Ms Sally Poole1, Dr Patrick Filippi, Prof. Thomas Bishop, Dr Dhahi Al-Shammari
1Precision Agriculture Laboratory, School of Life and Environmental Sciences, Faculty of Science, Sydney Institute of Agriculture, The University of Sydney
Biography:
Sally Poole is an Agronomist and Digital Ag consultant working across southern QLD and northern NSW. She is also currently completing a PhD at the University of Sydney, exploring the use of digital tools to understand crop variability for improved agronomic management. Both her research and professional work focuses on the utilisation of spatial and on-farm data to gain a better understanding of crop production to develop more sustainable farming systems. Sally also serves on the board of directors for Crop Consultants Australia.
Abstract:
Agronomists and producers often inherently know the key drivers of seasonal and within-field crop variability.

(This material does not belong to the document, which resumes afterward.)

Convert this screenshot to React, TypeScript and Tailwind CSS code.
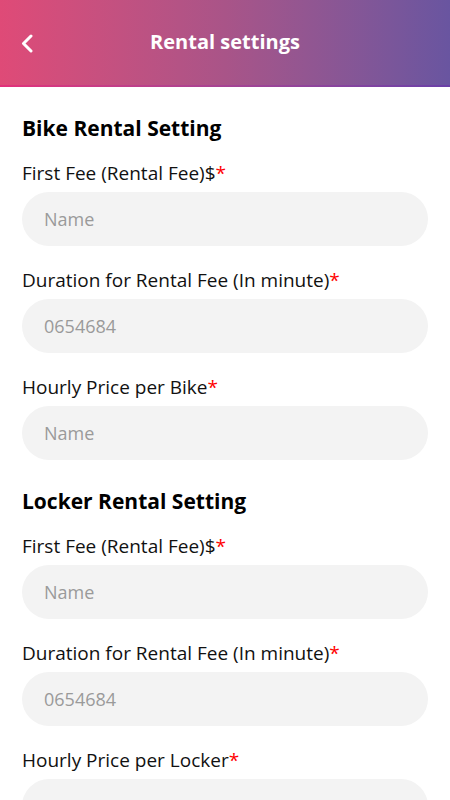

Yet with growing global demand for more sustainable and productive food systems, the ability to understand and quantify the key spatiotemporal drivers of crop production is critical to maximise input efficiencies and productivity potentials. This research focussed on a case study field of 1099 hectares located west of Moree, NSW, where 10+ seasons of yield data was available. Digital soil maps were produced of key soil properties and constraints (e.g. water-holding capacity, sodicity) using field-collected soil data to 1 m, and both proximally and remotely sensed spatial data. Elevation maps of the field were created using LiDAR data at 1 meter resolution. An XGBoost model was used to model yield for each season with the suite of soil and elevation predictors as variables. Interpretive machine learning techniques were then implemented on each seasons yield data to create maps of the most limiting variables by determining and mapping the most negative Shapley Additive exPlanation (SHAP) values of the predictors. The most limiting factor at each point was then determined for the amalgamation of the 10 seasons, by crop type, and by seasonally wet or dry years. The results show some consistent trends in the most limiting constraints on production. The ‘wet’ years produced the least consistent trends due to the varying impact and severity of the waterlogging events on different crop stages or crop types. The research shows that this methodology is useful for understanding and quantifying spatiotemporal influences on crop variability and can allow for improved management of crops in the future.